Freaky Friday is back after over two decades since we last saw Jamie Lee Curtis and Lindsay Lohan swap bodies thanks to a suitably freaky family curse. However, Disney’s new follow-up, in theaters this week, leaning heavily on the charms of a stellar ensemble, is a sequel constantly threatening to fall apart under the weight of uneven execution.
In Freaky Fridayit was just mother Tess Coleman (Curtis) and her daughter Anna (Lohan) who swapped bodies, a kooky way for mother and child to better understand each other and come to terms with their respective journeys in life. In Freakierdirected by Nisha Ganatra, Ana is now all grown up herself with a teen daughter (Harper, played by Julia Butters) and ready to marry the father of said daughter’s high school nemesis (Eric and Lily, played by Manny Jacinto and Sophia Hammons, respectively). While Tess attempts to help glue the new family dynamic together, plenty of interesting cracks form among all the different relationships as they prepare to adapt to this new normal.

Which is where, of course, the Coleman family curse triggers, hitting Anna, Tess, Harper, and Lily. With more body swaps this time around, things get convoluted quickly. Lohan is now playing Harper in Anna’s body, while Curtis plays step-sister Lily, and the duo seamlessly falls back in step with one another as they did 22 years ago. They really shine through some of the film’s silliest hijinks, even if the setup to those slapstick moments feels nonsensical, even for a comedy. When Lohan and Curtis get to play, however, they give some much-needed depth and heart to the core of the film.
Lohan likewise gets to lean into her romantic comedy sensibilities opposite Jacinto, and they make for a sizzling pairing, both in the comedic moments and in the more touching family relationship drama—it’s just a shame that there isn’t enough of them together in the film to mine that chemistry for all its worth. It takes Freakier far too long to really let us get to know the newcomers in Eric and Lily, their arrival undercut by needlessly overcomplicating Anna’s backstory, covering the time between the two films with former high school drama.

And that’s kind of Freakier‘s big problem: it feels overstuffed in a lot of ways. Many gags go on for just a bit too long, even before the film digs into body-switching shenanigans, and a lot of the comedy, especially between the two teens, feels more like adults trying to write Gen Z kids rather than feeling particularly contemporary. Butters and Hammons are definitely underserved, having to play Tess and Anna in their teen bodies compared to the other half of the body-swapping drama—Freakier just wastes them until the final act, but it comes too suddenly and too late in the game to have any impact.
That overstuffing definitely hits hardest in Anna’s arc in the film, having to balance solo-parenting her daughter with her career managing an upcoming music artist, Ella (the scene-stealing Maitreyi Ramakrishnan).

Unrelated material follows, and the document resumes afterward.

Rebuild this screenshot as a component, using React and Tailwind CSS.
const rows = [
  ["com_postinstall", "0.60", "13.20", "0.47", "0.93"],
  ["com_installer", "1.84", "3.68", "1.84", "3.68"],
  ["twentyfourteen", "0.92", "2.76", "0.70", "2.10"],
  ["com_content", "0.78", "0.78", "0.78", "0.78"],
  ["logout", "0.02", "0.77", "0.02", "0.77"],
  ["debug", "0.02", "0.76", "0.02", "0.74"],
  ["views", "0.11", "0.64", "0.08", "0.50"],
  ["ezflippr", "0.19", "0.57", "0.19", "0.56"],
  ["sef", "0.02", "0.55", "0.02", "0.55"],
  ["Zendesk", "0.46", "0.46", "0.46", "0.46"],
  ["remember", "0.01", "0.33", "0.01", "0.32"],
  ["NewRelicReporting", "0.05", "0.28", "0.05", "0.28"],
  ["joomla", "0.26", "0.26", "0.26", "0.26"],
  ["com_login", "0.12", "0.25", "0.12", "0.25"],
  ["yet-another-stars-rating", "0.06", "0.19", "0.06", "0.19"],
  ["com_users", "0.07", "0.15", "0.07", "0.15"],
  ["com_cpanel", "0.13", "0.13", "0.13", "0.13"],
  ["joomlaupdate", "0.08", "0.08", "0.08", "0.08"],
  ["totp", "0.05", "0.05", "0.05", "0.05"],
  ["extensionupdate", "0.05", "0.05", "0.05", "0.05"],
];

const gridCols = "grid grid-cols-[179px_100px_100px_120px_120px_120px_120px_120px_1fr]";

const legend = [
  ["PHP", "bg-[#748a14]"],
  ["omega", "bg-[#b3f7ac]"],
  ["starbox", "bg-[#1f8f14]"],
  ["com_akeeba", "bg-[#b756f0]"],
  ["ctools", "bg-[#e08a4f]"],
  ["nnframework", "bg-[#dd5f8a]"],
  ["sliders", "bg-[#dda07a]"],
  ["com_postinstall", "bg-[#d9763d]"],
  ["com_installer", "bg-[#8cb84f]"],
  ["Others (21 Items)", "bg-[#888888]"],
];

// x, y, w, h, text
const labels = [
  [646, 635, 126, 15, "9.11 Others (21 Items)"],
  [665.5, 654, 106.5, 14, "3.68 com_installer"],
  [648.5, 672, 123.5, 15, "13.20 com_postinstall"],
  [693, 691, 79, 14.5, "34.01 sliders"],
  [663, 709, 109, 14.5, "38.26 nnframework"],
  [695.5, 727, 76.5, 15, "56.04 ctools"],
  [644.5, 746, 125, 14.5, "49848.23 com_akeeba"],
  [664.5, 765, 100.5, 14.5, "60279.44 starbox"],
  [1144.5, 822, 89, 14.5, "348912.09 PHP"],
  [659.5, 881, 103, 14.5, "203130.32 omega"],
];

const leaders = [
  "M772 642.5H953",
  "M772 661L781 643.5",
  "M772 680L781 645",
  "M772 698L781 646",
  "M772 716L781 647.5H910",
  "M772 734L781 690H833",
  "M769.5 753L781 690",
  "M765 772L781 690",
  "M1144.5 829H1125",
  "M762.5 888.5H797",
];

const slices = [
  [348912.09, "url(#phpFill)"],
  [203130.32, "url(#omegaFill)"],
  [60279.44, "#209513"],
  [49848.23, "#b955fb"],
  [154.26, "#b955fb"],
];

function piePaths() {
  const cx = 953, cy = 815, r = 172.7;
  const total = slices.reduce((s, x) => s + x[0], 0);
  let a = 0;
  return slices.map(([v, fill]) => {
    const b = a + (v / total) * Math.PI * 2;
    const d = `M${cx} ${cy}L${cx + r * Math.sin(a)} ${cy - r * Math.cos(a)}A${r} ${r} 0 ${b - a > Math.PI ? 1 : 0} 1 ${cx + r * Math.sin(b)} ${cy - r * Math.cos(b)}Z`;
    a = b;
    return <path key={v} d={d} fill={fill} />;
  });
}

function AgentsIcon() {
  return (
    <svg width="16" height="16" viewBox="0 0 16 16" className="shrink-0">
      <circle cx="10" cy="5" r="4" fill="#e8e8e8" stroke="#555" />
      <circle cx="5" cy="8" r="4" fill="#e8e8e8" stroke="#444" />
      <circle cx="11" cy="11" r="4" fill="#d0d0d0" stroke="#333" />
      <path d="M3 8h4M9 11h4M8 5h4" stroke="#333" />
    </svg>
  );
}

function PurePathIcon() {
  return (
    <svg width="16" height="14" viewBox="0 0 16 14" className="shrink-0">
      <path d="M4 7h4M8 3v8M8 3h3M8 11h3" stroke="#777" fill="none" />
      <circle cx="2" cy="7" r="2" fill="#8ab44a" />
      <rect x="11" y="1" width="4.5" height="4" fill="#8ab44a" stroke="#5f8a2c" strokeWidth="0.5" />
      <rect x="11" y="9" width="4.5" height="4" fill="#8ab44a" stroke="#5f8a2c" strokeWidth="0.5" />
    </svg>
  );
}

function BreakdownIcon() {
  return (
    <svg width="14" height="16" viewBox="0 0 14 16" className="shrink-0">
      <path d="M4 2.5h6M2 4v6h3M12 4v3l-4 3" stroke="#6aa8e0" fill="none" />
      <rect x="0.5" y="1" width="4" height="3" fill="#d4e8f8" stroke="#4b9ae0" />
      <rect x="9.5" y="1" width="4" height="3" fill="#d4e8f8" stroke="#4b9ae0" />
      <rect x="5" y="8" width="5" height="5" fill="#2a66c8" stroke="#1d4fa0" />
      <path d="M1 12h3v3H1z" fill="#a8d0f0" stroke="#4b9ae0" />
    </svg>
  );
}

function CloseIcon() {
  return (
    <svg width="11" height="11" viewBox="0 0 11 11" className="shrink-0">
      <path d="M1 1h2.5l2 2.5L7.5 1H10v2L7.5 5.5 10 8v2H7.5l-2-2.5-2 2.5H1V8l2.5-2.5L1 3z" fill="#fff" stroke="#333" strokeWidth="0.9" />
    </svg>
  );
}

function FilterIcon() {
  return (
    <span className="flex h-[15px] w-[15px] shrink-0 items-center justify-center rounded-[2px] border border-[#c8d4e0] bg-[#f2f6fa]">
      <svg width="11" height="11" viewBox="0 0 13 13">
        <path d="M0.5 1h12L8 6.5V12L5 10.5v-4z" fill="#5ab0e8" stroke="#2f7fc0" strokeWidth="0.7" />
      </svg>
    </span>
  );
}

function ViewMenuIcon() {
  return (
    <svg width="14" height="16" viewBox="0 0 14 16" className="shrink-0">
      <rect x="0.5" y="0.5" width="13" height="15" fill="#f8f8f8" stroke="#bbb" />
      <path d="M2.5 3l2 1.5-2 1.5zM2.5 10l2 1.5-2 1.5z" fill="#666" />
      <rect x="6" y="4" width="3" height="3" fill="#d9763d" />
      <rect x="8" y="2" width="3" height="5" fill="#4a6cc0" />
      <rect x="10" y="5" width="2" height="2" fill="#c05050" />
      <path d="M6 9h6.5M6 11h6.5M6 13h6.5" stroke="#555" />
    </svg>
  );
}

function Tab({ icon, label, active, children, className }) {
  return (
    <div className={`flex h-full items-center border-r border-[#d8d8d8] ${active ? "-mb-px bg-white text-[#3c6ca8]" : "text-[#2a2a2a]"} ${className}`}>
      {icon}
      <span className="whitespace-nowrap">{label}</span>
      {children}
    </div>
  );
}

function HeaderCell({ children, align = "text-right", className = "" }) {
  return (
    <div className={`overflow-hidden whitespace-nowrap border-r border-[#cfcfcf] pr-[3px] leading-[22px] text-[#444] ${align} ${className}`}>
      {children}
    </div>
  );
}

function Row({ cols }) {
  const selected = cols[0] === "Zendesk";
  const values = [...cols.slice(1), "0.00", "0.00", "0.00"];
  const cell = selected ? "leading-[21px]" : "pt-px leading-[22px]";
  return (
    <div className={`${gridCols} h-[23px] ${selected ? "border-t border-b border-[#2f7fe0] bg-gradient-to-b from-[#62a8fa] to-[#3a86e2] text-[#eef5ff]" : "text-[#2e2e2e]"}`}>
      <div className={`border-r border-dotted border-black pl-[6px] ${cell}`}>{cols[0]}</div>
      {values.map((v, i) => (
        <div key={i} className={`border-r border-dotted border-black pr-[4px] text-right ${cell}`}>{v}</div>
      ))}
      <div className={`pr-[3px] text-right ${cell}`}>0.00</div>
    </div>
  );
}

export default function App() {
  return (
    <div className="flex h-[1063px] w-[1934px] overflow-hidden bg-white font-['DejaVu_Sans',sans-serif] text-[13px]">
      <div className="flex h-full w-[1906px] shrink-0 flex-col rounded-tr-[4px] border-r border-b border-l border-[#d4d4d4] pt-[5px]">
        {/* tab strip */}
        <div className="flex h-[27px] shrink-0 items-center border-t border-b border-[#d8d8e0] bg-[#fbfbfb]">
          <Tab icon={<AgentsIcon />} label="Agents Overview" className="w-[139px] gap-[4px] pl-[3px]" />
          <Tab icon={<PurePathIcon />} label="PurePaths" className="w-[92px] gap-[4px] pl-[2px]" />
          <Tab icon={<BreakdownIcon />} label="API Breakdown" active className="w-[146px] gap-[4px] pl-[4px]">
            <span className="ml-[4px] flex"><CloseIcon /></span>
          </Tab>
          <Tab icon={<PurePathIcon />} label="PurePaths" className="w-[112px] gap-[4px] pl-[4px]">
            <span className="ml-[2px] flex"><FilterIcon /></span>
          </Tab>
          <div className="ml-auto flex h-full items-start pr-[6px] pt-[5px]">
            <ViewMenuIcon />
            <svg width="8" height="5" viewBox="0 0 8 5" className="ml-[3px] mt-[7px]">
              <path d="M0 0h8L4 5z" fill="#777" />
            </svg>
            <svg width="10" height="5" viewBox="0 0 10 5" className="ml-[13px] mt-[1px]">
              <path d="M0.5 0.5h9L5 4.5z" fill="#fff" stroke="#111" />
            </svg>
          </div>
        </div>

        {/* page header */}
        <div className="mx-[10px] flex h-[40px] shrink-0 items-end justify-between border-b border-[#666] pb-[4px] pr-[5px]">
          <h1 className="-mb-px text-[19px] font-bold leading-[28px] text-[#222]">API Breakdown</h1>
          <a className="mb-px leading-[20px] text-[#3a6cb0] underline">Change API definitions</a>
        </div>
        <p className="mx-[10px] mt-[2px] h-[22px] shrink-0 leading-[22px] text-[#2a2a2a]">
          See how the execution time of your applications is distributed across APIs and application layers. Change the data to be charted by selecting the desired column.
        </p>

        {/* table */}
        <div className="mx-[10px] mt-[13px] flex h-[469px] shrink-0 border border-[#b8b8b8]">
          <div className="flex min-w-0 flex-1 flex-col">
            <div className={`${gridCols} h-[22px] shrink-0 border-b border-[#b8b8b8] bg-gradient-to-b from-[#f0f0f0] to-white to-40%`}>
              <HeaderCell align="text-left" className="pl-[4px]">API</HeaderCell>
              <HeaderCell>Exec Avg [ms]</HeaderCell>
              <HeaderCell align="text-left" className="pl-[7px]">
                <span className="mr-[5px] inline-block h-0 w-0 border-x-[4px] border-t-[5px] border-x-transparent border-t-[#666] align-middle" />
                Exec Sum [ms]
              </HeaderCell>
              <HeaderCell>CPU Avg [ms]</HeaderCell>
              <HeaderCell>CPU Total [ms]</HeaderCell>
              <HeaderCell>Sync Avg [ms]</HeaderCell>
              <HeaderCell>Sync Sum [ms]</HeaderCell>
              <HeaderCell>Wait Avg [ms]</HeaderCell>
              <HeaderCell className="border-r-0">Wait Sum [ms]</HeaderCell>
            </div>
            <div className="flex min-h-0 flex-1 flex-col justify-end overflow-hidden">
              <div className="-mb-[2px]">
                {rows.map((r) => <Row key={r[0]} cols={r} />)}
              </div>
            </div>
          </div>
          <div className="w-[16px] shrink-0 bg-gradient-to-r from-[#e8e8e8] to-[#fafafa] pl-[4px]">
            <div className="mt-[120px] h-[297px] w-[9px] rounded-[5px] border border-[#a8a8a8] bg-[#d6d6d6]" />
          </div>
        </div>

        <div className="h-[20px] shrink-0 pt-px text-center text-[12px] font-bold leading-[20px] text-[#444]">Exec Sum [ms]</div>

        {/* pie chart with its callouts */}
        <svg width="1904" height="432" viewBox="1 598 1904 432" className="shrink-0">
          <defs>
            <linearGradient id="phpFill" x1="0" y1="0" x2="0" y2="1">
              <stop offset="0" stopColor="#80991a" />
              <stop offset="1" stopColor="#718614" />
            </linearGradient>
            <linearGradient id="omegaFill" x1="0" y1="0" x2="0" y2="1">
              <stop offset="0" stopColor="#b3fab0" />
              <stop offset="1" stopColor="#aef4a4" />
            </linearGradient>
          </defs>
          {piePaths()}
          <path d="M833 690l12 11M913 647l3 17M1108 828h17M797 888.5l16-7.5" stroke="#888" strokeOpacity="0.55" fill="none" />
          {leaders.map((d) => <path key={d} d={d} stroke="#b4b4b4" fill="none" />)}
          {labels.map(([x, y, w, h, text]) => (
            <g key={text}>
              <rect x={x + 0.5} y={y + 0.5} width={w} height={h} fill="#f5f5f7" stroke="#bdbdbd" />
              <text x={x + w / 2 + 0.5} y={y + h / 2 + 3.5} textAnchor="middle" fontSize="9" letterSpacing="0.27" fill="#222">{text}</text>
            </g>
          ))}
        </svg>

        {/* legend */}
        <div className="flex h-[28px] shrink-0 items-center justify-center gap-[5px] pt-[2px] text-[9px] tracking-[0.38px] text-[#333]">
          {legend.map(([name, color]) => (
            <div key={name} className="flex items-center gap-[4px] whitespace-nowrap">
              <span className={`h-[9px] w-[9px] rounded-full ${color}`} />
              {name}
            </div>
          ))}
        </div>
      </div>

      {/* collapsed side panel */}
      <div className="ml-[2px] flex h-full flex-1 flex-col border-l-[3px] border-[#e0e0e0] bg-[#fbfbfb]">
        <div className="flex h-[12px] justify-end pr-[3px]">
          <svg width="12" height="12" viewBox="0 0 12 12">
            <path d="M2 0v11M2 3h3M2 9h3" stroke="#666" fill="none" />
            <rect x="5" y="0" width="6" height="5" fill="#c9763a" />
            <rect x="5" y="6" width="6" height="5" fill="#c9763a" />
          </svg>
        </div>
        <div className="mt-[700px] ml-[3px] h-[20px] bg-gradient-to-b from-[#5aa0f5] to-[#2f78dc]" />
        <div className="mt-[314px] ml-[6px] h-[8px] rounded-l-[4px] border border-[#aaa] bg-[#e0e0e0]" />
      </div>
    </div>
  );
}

There’s just too much going on that the film never does justice to, especially when it comes to why Anna left behind her own musical career with Pinkslip. For a comedy that also happens to run nearly two hours long, Freakier feels like it has too many characters in the mix, leaving so many of them (and the film’s gags) getting short-changed trying to balance it all.

What is most frustrating is that Freakier‘s smart updates to the body-swapping “lore,” combined with the ensemble cast’s chemistry selling it all in the first place, really work, only for the film itself to buckle under stereotypical constraints of the comedy genre. It’s a movie that feels like someone kept interfering to add more jokes, throwing off the vibe of the film (alongside some questionable soundtrack choices, including not one, but two Chappell Roan needle drops that really just make it feel like someone realized she was having her moment last year and were needed to make the film feel contemporary).
The sheer force of Lohan and Curtis’ dynamic getting to return to these characters brings some appeal to Freakier Friday (as do Manny Jacinto’s charms and arms), but it’s only barely enough to make up for the film’s messy, overstuffed feeling, making this long-awaited return more of a Forgettable Friday than a particularly Freaky one.
Freakier Friday hits theaters August 8.